Scenario. You are a Vendor Manager responsible for a real-time passenger information (RTPI) vendor that has missed schedule deviation accuracy targets for three consecutive months. The vendor's account manager is requesting a penalty waiver and a revised SLA threshold, citing 'unprecedented data latency from third-party feeds.' You must address the performance gap while avoiding operational disruption.
Problem to solve. Navigate the vendor's penalty waiver request, determine whether to enforce SLA penalties or negotiate a performance improvement plan, and decide how to protect service reliability without damaging the partnership.
Format
stakeholder-roleplay · 35 min · ~2 hr prep
Success criteria
- Distinguishes between valid external factors and vendor accountability
- Enforces contractual boundaries while preserving operational continuity
- Proposes a structured performance improvement approach with measurable milestones
- Communicates expectations clearly and checks for understanding
What to review beforehand
- Sample SLA penalty structure for schedule deviation errors
- Vendor performance improvement plan framework
Ground rules
- You are not expected to draft a full PIP during the session
- Focus on how you investigate the root cause, set boundaries, and structure accountability
- You may ask for contract details, performance data, or operational context as needed
Roles in scenario
Priya Desai, Vendor Account Manager (skeptical_stakeholder, played by peer)
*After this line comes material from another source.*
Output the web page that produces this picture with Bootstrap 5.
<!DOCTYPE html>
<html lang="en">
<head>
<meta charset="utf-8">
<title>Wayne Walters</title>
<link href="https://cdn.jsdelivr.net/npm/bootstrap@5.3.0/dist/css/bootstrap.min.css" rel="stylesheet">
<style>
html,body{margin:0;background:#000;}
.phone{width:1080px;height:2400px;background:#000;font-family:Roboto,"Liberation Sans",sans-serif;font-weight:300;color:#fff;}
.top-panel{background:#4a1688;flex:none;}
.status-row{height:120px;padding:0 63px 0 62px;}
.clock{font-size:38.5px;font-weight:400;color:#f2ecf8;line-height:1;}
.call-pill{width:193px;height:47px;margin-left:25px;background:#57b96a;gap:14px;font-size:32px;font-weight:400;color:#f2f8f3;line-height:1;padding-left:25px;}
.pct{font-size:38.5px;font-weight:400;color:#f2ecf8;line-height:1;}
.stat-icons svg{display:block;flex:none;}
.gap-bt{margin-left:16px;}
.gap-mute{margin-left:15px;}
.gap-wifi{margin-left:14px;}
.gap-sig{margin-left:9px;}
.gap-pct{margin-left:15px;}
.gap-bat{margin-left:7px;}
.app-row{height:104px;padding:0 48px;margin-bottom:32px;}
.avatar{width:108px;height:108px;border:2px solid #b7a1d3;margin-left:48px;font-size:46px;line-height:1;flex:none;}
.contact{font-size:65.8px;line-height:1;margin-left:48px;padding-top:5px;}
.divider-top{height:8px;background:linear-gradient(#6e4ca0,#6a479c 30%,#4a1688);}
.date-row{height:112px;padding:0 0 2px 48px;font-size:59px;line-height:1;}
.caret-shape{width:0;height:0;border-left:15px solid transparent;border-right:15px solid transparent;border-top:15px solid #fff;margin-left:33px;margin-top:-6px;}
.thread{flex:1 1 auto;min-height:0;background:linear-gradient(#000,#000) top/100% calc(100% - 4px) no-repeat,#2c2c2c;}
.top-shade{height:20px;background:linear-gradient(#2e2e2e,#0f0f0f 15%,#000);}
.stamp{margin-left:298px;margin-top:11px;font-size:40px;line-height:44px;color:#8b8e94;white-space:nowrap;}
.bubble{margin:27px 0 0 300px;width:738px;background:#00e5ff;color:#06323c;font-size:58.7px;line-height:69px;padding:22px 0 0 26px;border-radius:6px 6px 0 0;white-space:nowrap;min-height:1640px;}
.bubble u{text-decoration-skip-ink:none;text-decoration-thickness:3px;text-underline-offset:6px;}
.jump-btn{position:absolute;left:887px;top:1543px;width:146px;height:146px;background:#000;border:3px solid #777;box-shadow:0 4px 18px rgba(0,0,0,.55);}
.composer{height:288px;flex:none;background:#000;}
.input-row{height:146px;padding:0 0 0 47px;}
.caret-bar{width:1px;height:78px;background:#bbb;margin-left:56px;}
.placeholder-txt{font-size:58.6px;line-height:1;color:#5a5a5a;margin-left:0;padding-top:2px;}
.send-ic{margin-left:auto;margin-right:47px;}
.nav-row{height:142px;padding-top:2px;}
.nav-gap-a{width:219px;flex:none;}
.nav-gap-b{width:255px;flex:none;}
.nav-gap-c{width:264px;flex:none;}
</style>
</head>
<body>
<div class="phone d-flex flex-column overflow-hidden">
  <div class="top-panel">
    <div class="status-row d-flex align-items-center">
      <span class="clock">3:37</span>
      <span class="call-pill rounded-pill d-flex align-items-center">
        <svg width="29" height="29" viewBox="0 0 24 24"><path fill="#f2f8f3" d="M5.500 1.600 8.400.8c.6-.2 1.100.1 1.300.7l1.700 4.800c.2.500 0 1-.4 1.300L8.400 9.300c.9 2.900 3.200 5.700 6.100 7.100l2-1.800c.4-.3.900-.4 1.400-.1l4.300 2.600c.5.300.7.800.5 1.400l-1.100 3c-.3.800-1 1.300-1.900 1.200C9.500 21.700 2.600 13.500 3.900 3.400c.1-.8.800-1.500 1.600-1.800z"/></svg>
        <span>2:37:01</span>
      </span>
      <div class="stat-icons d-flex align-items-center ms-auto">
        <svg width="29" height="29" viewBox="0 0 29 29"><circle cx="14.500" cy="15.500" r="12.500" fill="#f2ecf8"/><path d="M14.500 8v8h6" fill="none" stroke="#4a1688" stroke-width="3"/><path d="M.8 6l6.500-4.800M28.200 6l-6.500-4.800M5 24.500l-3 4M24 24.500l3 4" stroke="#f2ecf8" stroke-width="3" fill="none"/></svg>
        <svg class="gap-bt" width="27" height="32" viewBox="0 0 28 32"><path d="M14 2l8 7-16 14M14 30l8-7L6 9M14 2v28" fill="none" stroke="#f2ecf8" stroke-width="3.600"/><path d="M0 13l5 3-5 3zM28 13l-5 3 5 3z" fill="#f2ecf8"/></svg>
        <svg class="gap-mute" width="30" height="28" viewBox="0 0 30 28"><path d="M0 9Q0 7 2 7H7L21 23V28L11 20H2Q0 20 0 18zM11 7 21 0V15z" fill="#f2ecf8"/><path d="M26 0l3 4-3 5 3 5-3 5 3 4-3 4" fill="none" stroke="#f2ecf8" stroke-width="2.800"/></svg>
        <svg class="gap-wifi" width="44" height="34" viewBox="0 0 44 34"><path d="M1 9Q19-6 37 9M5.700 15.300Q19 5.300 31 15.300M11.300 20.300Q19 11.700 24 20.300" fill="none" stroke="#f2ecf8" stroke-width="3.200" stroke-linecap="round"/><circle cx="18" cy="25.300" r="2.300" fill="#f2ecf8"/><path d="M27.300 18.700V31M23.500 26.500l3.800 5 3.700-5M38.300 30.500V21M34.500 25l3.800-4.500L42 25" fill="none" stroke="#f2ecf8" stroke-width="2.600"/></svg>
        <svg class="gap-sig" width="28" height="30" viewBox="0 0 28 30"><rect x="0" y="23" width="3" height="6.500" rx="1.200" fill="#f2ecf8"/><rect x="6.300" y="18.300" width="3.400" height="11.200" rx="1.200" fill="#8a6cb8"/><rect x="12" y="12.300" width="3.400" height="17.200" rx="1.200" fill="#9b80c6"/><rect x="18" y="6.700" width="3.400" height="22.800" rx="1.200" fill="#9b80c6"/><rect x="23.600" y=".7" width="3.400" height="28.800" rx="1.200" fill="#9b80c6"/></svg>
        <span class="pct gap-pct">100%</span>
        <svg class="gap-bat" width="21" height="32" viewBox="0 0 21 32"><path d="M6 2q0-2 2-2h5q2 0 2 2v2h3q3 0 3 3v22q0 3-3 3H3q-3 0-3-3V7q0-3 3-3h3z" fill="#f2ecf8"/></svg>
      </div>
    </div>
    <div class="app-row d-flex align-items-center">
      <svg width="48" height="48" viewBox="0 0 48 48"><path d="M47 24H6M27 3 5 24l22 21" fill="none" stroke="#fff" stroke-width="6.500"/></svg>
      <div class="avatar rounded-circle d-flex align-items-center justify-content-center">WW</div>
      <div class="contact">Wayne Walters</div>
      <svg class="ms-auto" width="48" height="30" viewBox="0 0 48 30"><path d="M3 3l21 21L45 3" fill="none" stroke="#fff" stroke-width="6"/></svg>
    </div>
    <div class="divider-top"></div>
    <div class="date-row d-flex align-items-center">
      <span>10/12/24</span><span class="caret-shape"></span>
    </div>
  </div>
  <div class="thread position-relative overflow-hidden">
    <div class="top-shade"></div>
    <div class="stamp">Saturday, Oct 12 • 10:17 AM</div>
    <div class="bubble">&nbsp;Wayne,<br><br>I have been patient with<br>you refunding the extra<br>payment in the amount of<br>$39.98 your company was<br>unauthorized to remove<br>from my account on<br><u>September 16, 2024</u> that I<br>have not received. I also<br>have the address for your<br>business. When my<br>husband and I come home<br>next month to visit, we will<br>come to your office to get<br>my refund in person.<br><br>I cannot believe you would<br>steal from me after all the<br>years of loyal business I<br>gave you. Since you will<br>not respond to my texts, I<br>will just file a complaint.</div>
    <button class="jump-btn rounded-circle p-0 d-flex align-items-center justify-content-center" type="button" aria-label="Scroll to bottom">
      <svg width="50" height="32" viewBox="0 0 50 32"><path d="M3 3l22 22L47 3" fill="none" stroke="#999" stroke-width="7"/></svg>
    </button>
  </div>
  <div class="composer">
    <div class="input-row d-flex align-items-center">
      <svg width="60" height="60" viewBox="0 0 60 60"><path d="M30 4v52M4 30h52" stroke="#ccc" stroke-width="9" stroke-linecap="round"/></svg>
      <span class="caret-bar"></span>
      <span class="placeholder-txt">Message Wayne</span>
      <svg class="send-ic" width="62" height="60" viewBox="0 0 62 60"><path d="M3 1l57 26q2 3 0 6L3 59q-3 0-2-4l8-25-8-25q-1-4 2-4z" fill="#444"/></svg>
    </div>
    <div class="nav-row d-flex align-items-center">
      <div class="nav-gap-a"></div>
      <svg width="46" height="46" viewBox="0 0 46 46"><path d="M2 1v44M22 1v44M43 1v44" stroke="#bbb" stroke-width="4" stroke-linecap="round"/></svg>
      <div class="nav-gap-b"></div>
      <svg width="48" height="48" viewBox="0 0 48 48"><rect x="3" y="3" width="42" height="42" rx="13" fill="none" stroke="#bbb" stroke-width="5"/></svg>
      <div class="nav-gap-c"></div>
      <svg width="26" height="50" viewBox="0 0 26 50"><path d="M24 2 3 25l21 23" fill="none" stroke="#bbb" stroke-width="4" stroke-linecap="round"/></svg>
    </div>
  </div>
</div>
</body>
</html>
Motivation. Wants to avoid financial penalties and renegotiate SLA thresholds to prevent future breaches; believes third-party data latency is outside vendor control.
Constraints
- Contract requires 95% schedule deviation accuracy; vendor is at 88%
- Vendor cannot control third-party feed latency but claims they should not be penalized for it
- Priya has limited authority to approve waivers without agency agreement
Tensions to introduce
- Argues that penalties are unfair given external data factors
- Suggests lowering the SLA threshold to 90% to 'match industry reality'
- Pushes for a 60-day grace period before penalties apply
- Becomes slightly frustrated if the candidate focuses only on penalties without discussing solutions
In-character guidance
- Acknowledge vendor's technical constraints when probed
- Provide honest answers about internal capacity to improve latency
- Show openness to a structured PIP if the candidate proposes one
- Do not volunteer the exact third-party latency data unless asked
Do not
- Do not solve the performance problem for the candidate
- Do not escalate to hostility or refuse to engage
- Do not agree to unilateral SLA changes
- Do not volunteer information the candidate did not ask for
Scoring anchors
- Exceeds
- Systematically investigates root causes, clearly separates vendor accountability from external factors, enforces contractual boundaries while proposing a collaborative PIP with measurable milestones, and leaves a clear path for accountability without disrupting service.
- Meets
- Asks basic clarifying questions, acknowledges vendor constraints, maintains penalty boundaries, and proposes a general improvement approach, though may lack structure or precise milestone definitions.
- Below
- Agrees to penalties waiver without investigation, dismisses vendor input, uses ambiguous messaging about expectations, or fails to establish any accountability framework or next steps.